Estive ontem [3 de abril] na Secretaria da Educação de Diadema para uma reunião – estou montando um espetáculo com dois bailarinos, Enoque Santos e Rose Maria de Souza. A secretária de Educação nos recebeu e disse que os meus livros foram comprados e distribuídos em todas as escolas da rede – em um projeto dentro da questão antirracista. Fiquei feliz, pois implementei a Lei 10.639 em Diadema, e continuam com a ação. Sei que profissionais da educação pegarão um livro meu ou de outra/o autora ou autor negra/o e saberão o que olhar para trabalhar pontos fundamentais na política antirracista. O incrível é o profissional ser sensível e entender ao usar, por exemplo, um livro com personagens negros para ser referência e mostrar aos alunos negros. Ele fará um papel consciente e politizado ao usar um livro pensando no universo dos estudantes daquela escola.

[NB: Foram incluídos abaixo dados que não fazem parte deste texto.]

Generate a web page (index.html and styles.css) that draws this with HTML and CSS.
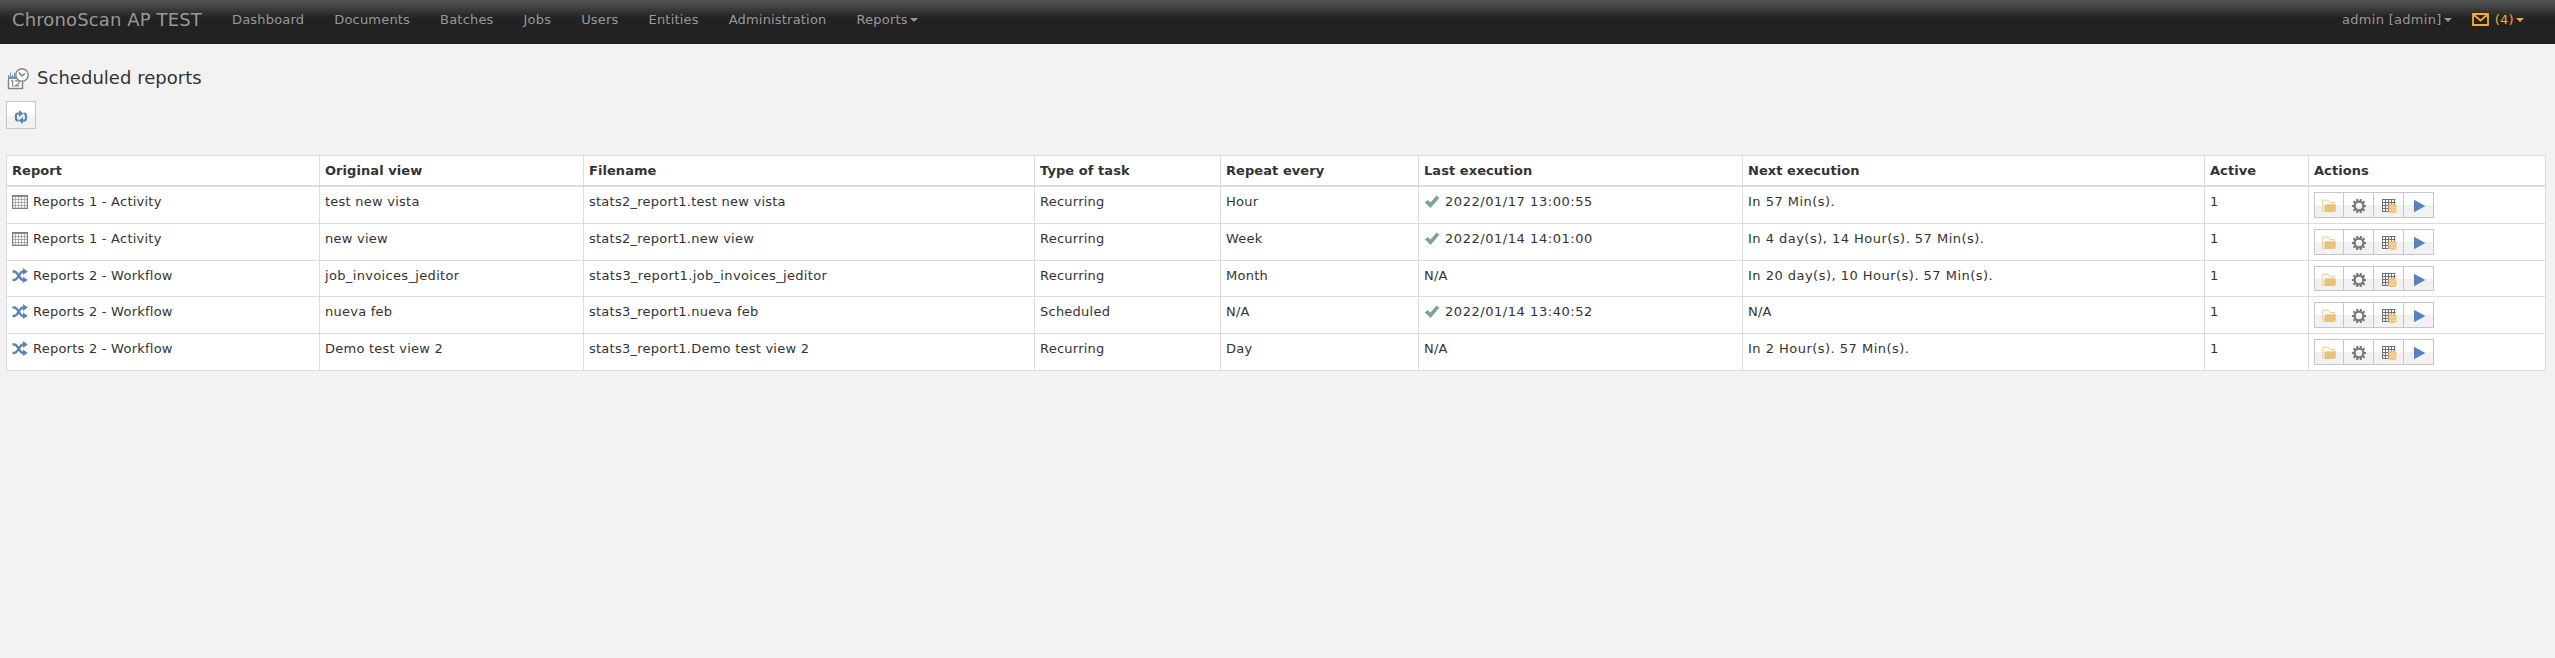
FILE: index.html
```
<!DOCTYPE html>
<html lang="en">
<head>
<meta charset="utf-8">
<title>Scheduled reports</title>
<link rel="stylesheet" href="styles.css">
</head>
<body>
<svg class="defs" width="0" height="0" aria-hidden="true">
  <symbol id="grid" viewBox="0 0 16 16"><path d="M.6 2.500h14.800v12.900H.6z" fill="#fff" stroke="#808080" stroke-width="1.200"/><path d="M0 3h16" stroke="#808080" stroke-width="1.800"/><path d="M1 6.500h14M1 9.500h14M1 12.500h14M3.500 4v11M6.500 4v11M9.500 4v11M12.500 4v11" stroke="#a5a5a5" stroke-width=".9"/></symbol>
  <symbol id="shuffle" viewBox="0 0 16 16"><path d="M.5 4.500h1.800C6 4.500 7.500 13 11 13h1.500M.5 13h1.800C6 13 7.500 4.500 11 4.500h1.500" fill="none" stroke="#5b82b5" stroke-width="2.400"/><path d="M11 1l4.700 3.500L11 8zM11 9.500l4.700 3.500L11 16z" fill="#5b82b5"/></symbol>
  <symbol id="check" viewBox="0 0 16 16"><path d="M.8 9.500L3.700 7l2.800 2.500L12.500 2.500l2.900 2.300L6.600 15z" fill="#7ca597"/></symbol>
  <symbol id="folder" viewBox="0 0 16 16"><path d="M3 13.500H1.800V2.200h5.200l2 2.500h4.500V6" fill="none" stroke="#e9c888" stroke-width="1"/><path d="M3.500 13.500V8q0-1.800 2-1.800h8.700q.6 0 .6.800v5q0 2-2 2H4.500q-1 0-1-.5z" fill="#e7c27c"/></symbol>
  <symbol id="gear" viewBox="0 0 16 16"><circle cx="8" cy="8" r="4.400" fill="none" stroke="#777" stroke-width="2.300"/><path d="M6.200 1v2M9.800 1v2M6.200 13v2M9.800 13v2M1 8h2M13 8h2M2.500 3.200l1.600 1.500M13.500 3.200l-1.600 1.500M2.500 12.800l1.600-1.500M13.500 12.800l-1.600-1.500" stroke="#777" stroke-width="2"/></symbol>
  <symbol id="gridlist" viewBox="0 0 16 16"><path d="M1.500 1v13M4.500 1v13M7.500 1v13M10.500 1v13M13.500 1v13M1 1.500h13.500M1 4.500h13.500M1 7.500h13.500M1 10.500h13.500M1 13.500h13.500" stroke="#707070" stroke-width="1"/><path d="M7.500 7q4-2.500 8 0v7q-4 2.500-8 0z" fill="#ecc67e"/><path d="M8.500 9.300h6M8.500 12.300h6" stroke="#f6dfb3" stroke-width=".8"/></symbol>
  <symbol id="play" viewBox="0 0 16 16"><path d="M3 1.800L14.300 8 3 14.200z" fill="#5782ba"/></symbol>
</svg>
<nav class="navbar">
  <a class="brand">ChronoScan AP TEST</a>
  <div class="menu">
    <a>Dashboard</a><a>Documents</a><a>Batches</a><a>Jobs</a><a>Users</a><a>Entities</a><a>Administration</a><a>Reports<i class="caret"></i></a>
  </div>
  <div class="account">
    <a>admin [admin]<i class="caret"></i></a>
    <a class="mail"><svg class="envelope" viewBox="0 0 17 13"><path d="M1 1h15v11H1zM1.500 1.500l7 6 7-6" fill="none" stroke="#f5a933" stroke-width="1.800"/></svg>(4)<i class="caret"></i></a>
  </div>
</nav>
<main class="page">
  <header class="title">
    <svg class="title-icon" viewBox="0 0 22 22"><path d="M1.500 11v9.500h14V14" fill="#fff" stroke="#858585" stroke-width="1.500"/><path d="M1 7h9v4H1z" fill="#6b93c0"/><path d="M3.500 4.500v4M7.500 4.500v4" stroke="#fff" stroke-width="2.600"/><path d="M3.500 4.500v4M7.500 4.500v4" stroke="#888" stroke-width="1"/><path d="M4 12.800h1.700v5.700M8 12.800h4v2.500l-3.700 2.500h4" fill="none" stroke="#858585" stroke-width="1.200"/><circle cx="15" cy="7" r="6.200" fill="#fff" stroke="#858585" stroke-width="1.400"/><path d="M12 4.500l3 3.500 3-2.500" fill="none" stroke="#5b82b5" stroke-width="1.500"/></svg>
    <h1>Scheduled reports</h1>
  </header>
  <button class="refresh"><svg viewBox="0 0 14 14"><path d="M4.500 10.500H4Q2 10.500 2 8.500V5.500Q2 3.500 4 3.500H6M9.500 3.500H10q2 0 2 2v3q0 2-2 2H8" fill="none" stroke="#5b82b5" stroke-width="2.200"/><path d="M5 0l4.300 3.500L5 7zM9 7l-4.300 3.500L9 14z" fill="#5b82b5"/></svg></button>
  <table class="reports">
    <colgroup><col class="c1"><col class="c2"><col class="c3"><col class="c4"><col class="c5"><col class="c6"><col class="c7"><col class="c8"><col class="c9"></colgroup>
    <thead><tr><th>Report</th><th>Original view</th><th>Filename</th><th>Type of task</th><th>Repeat every</th><th>Last execution</th><th>Next execution</th><th>Active</th><th>Actions</th></tr></thead>
    <tbody>
      <tr><td><svg class="ico"><use href="#grid"/></svg>Reports 1 - Activity</td><td>test new vista</td><td>stats2_report1.test new vista</td><td>Recurring</td><td>Hour</td><td class="date"><svg class="ico"><use href="#check"/></svg>2022/01/17 13:00:55</td><td class="next">In 57 Min(s).</td><td>1</td><td><div class="actions"><button><svg><use href="#folder"/></svg></button><button><svg><use href="#gear"/></svg></button><button><svg><use href="#gridlist"/></svg></button><button><svg><use href="#play"/></svg></button></div></td></tr>
      <tr><td><svg class="ico"><use href="#grid"/></svg>Reports 1 - Activity</td><td>new view</td><td>stats2_report1.new view</td><td>Recurring</td><td>Week</td><td class="date"><svg class="ico"><use href="#check"/></svg>2022/01/14 14:01:00</td><td class="next">In 4 day(s), 14 Hour(s). 57 Min(s).</td><td>1</td><td><div class="actions"><button><svg><use href="#folder"/></svg></button><button><svg><use href="#gear"/></svg></button><button><svg><use href="#gridlist"/></svg></button><button><svg><use href="#play"/></svg></button></div></td></tr>
      <tr class="short"><td><svg class="ico"><use href="#shuffle"/></svg>Reports 2 - Workflow</td><td class="wide">job_invoices_jeditor</td><td class="wide">stats3_report1.job_invoices_jeditor</td><td>Recurring</td><td>Month</td><td>N/A</td><td class="next">In 20 day(s), 10 Hour(s). 57 Min(s).</td><td>1</td><td><div class="actions"><button><svg><use href="#folder"/></svg></button><button><svg><use href="#gear"/></svg></button><button><svg><use href="#gridlist"/></svg></button><button><svg><use href="#play"/></svg></button></div></td></tr>
      <tr><td><svg class="ico"><use href="#shuffle"/></svg>Reports 2 - Workflow</td><td>nueva feb</td><td>stats3_report1.nueva feb</td><td>Scheduled</td><td>N/A</td><td class="date"><svg class="ico"><use href="#check"/></svg>2022/01/14 13:40:52</td><td>N/A</td><td>1</td><td><div class="actions"><button><svg><use href="#folder"/></svg></button><button><svg><use href="#gear"/></svg></button><button><svg><use href="#gridlist"/></svg></button><button><svg><use href="#play"/></svg></button></div></td></tr>
      <tr><td><svg class="ico"><use href="#shuffle"/></svg>Reports 2 - Workflow</td><td>Demo test view 2</td><td>stats3_report1.Demo test view 2</td><td>Recurring</td><td>Day</td><td>N/A</td><td class="next">In 2 Hour(s). 57 Min(s).</td><td>1</td><td><div class="actions"><button><svg><use href="#folder"/></svg></button><button><svg><use href="#gear"/></svg></button><button><svg><use href="#gridlist"/></svg></button><button><svg><use href="#play"/></svg></button></div></td></tr>
    </tbody>
  </table>
</main>
</body>
</html>
```
FILE: styles.css
```
* { box-sizing: border-box; }
body { margin: 0; background: #f2f2f2; color: #333; font: 13px/18px Verdana, "DejaVu Sans", sans-serif; }
.defs { display: block; height: 0; }
.navbar { display: flex; height: 44px; padding: 10px 31px 0 12px; color: #999; line-height: 20px; letter-spacing: .19px; background: linear-gradient(#555 0, #222 18px, #222 100%); }
.brand { width: 220px; font-size: 18px; letter-spacing: .13px; white-space: nowrap; }
.menu { display: flex; gap: 30px; }
.caret { display: inline-block; border: 4px solid transparent; border-top-color: currentColor; border-bottom: 0; margin-left: 2px; vertical-align: 2px; }
.account { display: flex; gap: 20px; margin-left: auto; letter-spacing: .3px; }
.mail { color: #f5a933; }
.envelope { width: 17px; height: 13px; margin-right: 6px; vertical-align: -2px; }
.page { padding: 24px 9px 0 6px; }
.title { display: flex; gap: 8px; height: 33px; padding-left: 1px; }
.title-icon { width: 22px; height: 22px; }
.title h1 { margin: -1px 0 0; font-size: 18px; line-height: 22px; font-weight: 400; letter-spacing: .03px; }
button { display: flex; align-items: center; justify-content: center; padding: 0; border: 1px solid #c6c6c6; background: linear-gradient(#fff 0, #fff 50%, #f1f1f1 51%, #f2f2f2 100%); }
.refresh { width: 30px; height: 28px; margin-bottom: 26px; padding-top: 3px; }
.refresh svg { width: 14px; height: 14px; }
.reports { width: 2540px; table-layout: fixed; border-collapse: separate; border-spacing: 0; background: #fff; border: solid #ddd; border-width: 1px 0 0 1px; }
.c1 { width: 313px; }
.c2 { width: 264px; }
.c3 { width: 451px; }
.c4 { width: 186px; }
.c5 { width: 198px; }
.c6 { width: 324px; }
.c7 { width: 462px; }
.c8 { width: 104px; }
.c9 { width: 237px; }
th, td { padding: 5px 5px 0; text-align: left; vertical-align: top; border: solid #ddd; border-width: 0 1px 1px 0; white-space: nowrap; }
th { height: 31px; padding-top: 6px; border-bottom-width: 2px; letter-spacing: .06px; }
td { height: 37px; padding-top: 6px; letter-spacing: .24px; }
.short td { height: 36px; }
.ico { width: 16px; height: 16px; margin-right: 5px; vertical-align: -3px; }
.actions { display: flex; height: 26px; margin-top: -1px; }
.short .actions { height: 25px; }
.actions button { width: 30px; height: 100%; padding-top: 2px; }
.actions button + button { border-left: 0; }
.actions svg { width: 16px; height: 16px; }
td.wide { letter-spacing: .34px; }
td.date { letter-spacing: .55px; }
td.next { letter-spacing: .48px; }
```
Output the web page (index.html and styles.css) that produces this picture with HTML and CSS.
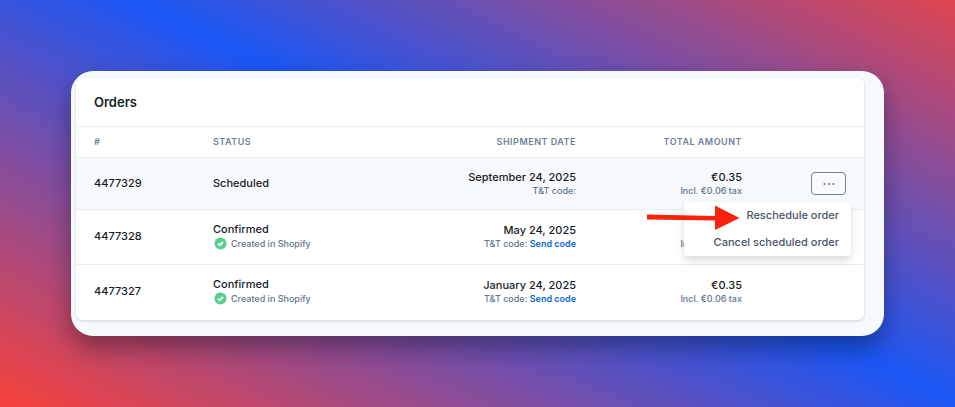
FILE: index.html
```
<!DOCTYPE html>
<html lang="en">

<head>
    <meta charset="UTF-8">
    <meta name="viewport" content="width=device-width, initial-scale=1.0">
    <title>Orders</title>
    <link rel="stylesheet" href="styles.css">
</head>

<body>
    <main class="panel">
        <section class="card">
            <h1>Orders</h1>
            <table class="orders">
                <thead>
                    <tr>
                        <th class="col-id">#</th>
                        <th class="col-status">Status</th>
                        <th class="col-date">Shipment date</th>
                        <th class="col-total">Total amount</th>
                        <th class="col-actions"></th>
                    </tr>
                </thead>
                <tbody>
                    <tr class="active">
                        <td>4477329</td>
                        <td>Scheduled</td>
                        <td class="right">September 24, 2025
                            <div class="sub">T&amp;T code:</div>
                        </td>
                        <td class="right">€0.35
                            <div class="sub">Incl. €0.06 tax</div>
                        </td>
                        <td class="right">
                            <div class="actions">
                                <button type="button" class="more" aria-label="Order actions">
                                    <svg width="12" height="4" viewBox="0 0 12 4" fill="currentColor">
                                        <circle cx="1.5" cy="2" r="1" />
                                        <circle cx="6" cy="2" r="1" />
                                        <circle cx="10.5" cy="2" r="1" />
                                    </svg>
                                </button>
                                <div class="menu">
                                    <button type="button">Reschedule order</button>
                                    <button type="button">Cancel scheduled order</button>
                                    <svg class="arrow" width="94" height="28" viewBox="0 0 94 28" fill="#fb220b">
                                        <path d="M1 11.5 69 13V2.5L93.500 15 69 27V17.500L1 16.500Z" />
                                    </svg>
                                </div>
                            </div>
                        </td>
                    </tr>
                    <tr>
                        <td>4477328</td>
                        <td>Confirmed
                            <div class="sub synced">
                                <svg width="13" height="13" viewBox="0 0 13 13">
                                    <circle cx="6.5" cy="6.5" r="6" fill="#56cf8c" />
                                    <path d="M4 6.8 5.7 8.2 9 5" fill="none" stroke="#fff" stroke-width="1.8" />
                                </svg>
                                Created in Shopify
                            </div>
                        </td>
                        <td class="right">May 24, 2025
                            <div class="sub">T&amp;T code: <a href="#">Send code</a></div>
                        </td>
                        <td class="right">€0.35
                            <div class="sub">Incl. €0.06 tax</div>
                        </td>
                        <td></td>
                    </tr>
                    <tr>
                        <td>4477327</td>
                        <td>Confirmed
                            <div class="sub synced">
                                <svg width="13" height="13" viewBox="0 0 13 13">
                                    <circle cx="6.5" cy="6.5" r="6" fill="#56cf8c" />
                                    <path d="M4 6.8 5.7 8.2 9 5" fill="none" stroke="#fff" stroke-width="1.8" />
                                </svg>
                                Created in Shopify
                            </div>
                        </td>
                        <td class="right">January 24, 2025
                            <div class="sub">T&amp;T code: <a href="#">Send code</a></div>
                        </td>
                        <td class="right">€0.35
                            <div class="sub">Incl. €0.06 tax</div>
                        </td>
                        <td></td>
                    </tr>
                </tbody>
            </table>
        </section>
    </main>
</body>

</html>
```
FILE: styles.css
```
* {
    box-sizing: border-box;
}

body {
    font-family: Inter, 'Liberation Sans', sans-serif;
    font-size: 11px;
    font-weight: 500;
    line-height: 15px;
    color: #161b26;
    background: linear-gradient(26deg, #f9423a 0%, #1b57f5 54%, #e0454f 100%);
    margin: 0;
    padding: 71px;
    min-height: 100vh;
}

.panel {
    background-color: #f6fafd;
    border-radius: 22px;
    padding: 7px 20px 16px 5px;
    box-shadow: 0 12px 24px rgba(0, 0, 0, 0.35);
}

.card {
    background-color: white;
    border-radius: 6px;
    box-shadow: 0 1px 3px rgba(30, 50, 70, 0.2);
}

h1 {
    margin: 0;
    padding: 14px 18px;
    font-size: 13px;
    font-weight: 600;
    line-height: 20px;
}

.orders {
    width: 100%;
    table-layout: fixed;
    border-collapse: collapse;
}

th,
td {
    padding: 0 18px;
    text-align: left;
    border-top: 1px solid #e9edf1;
}

th {
    height: 31px;
    padding-bottom: 2px;
    font-size: 9px;
    font-weight: 600;
    letter-spacing: 0.5px;
    text-transform: uppercase;
    color: #718096;
}

td {
    height: 55px;
    padding-bottom: 2px;
}

.active td {
    height: 52px;
    padding-bottom: 0;
    background-color: #f6fafd;
}

.col-id {
    width: 119px;
}

.col-date {
    width: 192px;
    text-align: right;
}

.col-total {
    width: 166px;
    text-align: right;
}

.col-actions {
    width: 104px;
}

.right {
    text-align: right;
}

.sub {
    font-size: 9px;
    font-weight: 500;
    line-height: 12px;
    color: #64748b;
}

.sub a {
    color: #0967d8;
    font-weight: 600;
    text-decoration: none;
}

.synced {
    display: flex;
    align-items: center;
    gap: 4px;
    padding-left: 1px;
}

.actions {
    position: relative;
}

.more {
    display: inline-flex;
    align-items: center;
    justify-content: center;
    width: 35px;
    height: 23px;
    padding: 0;
    color: #5f6c80;
    background-color: #f8fafc;
    border: 1px solid #718096;
    border-radius: 4px;
    vertical-align: middle;
}

/* dropdown opened from the row button */
.menu {
    position: absolute;
    top: 30px;
    right: -5px;
    width: 167px;
    background-color: white;
    border-radius: 4px;
    box-shadow: 0 4px 8px rgba(0, 0, 0, 0.15);
}

.menu button {
    display: block;
    width: 100%;
    height: 27px;
    padding: 0 12px;
    font: inherit;
    text-align: right;
    color: #4a5568;
    background: none;
    border: none;
}

.arrow {
    position: absolute;
    top: 1px;
    left: -38px;
}
```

Quando professoras/es de escolas particulares me falam que não desenvolvem essa temática por não haver estudantes negras/os lá, digo que o problema é, ao estar no Brasil, haver uma escola com 1,5 mil, 2 mil alunos, sem estudantes negras/os. É necessário também trabalhar a perspectiva racista na formação de proprietárias/os e profissionais da escola. De nada adianta os livros negros ou indígenas chegarem para, como o meu amigo Daniel Munduruku já me contou, ele chegar em uma escola e, aí, as crianças dizerem que a professora havia falado sobre todos os índios serem preguiçosos. Professoras/es transmitirem estereótipos é algo ainda recorrente, assim como elas/es manifestarem que descendemos de escravos, sem sequer conhecer a nomenclatura de escravizadas/os. Se essa é a ideia, ela/e não consegue entender que a África é o berço da humanidade. Algo precisa anteceder isso: trata-se dos processos de formação continuada, que precisam acontecer, no caso, pensando em profissionais da educação. Caso contrário, não irão saber que as ferramentas estão lá: no caso, os livros com personagens negros, histórias focadas nesses mesmos temas.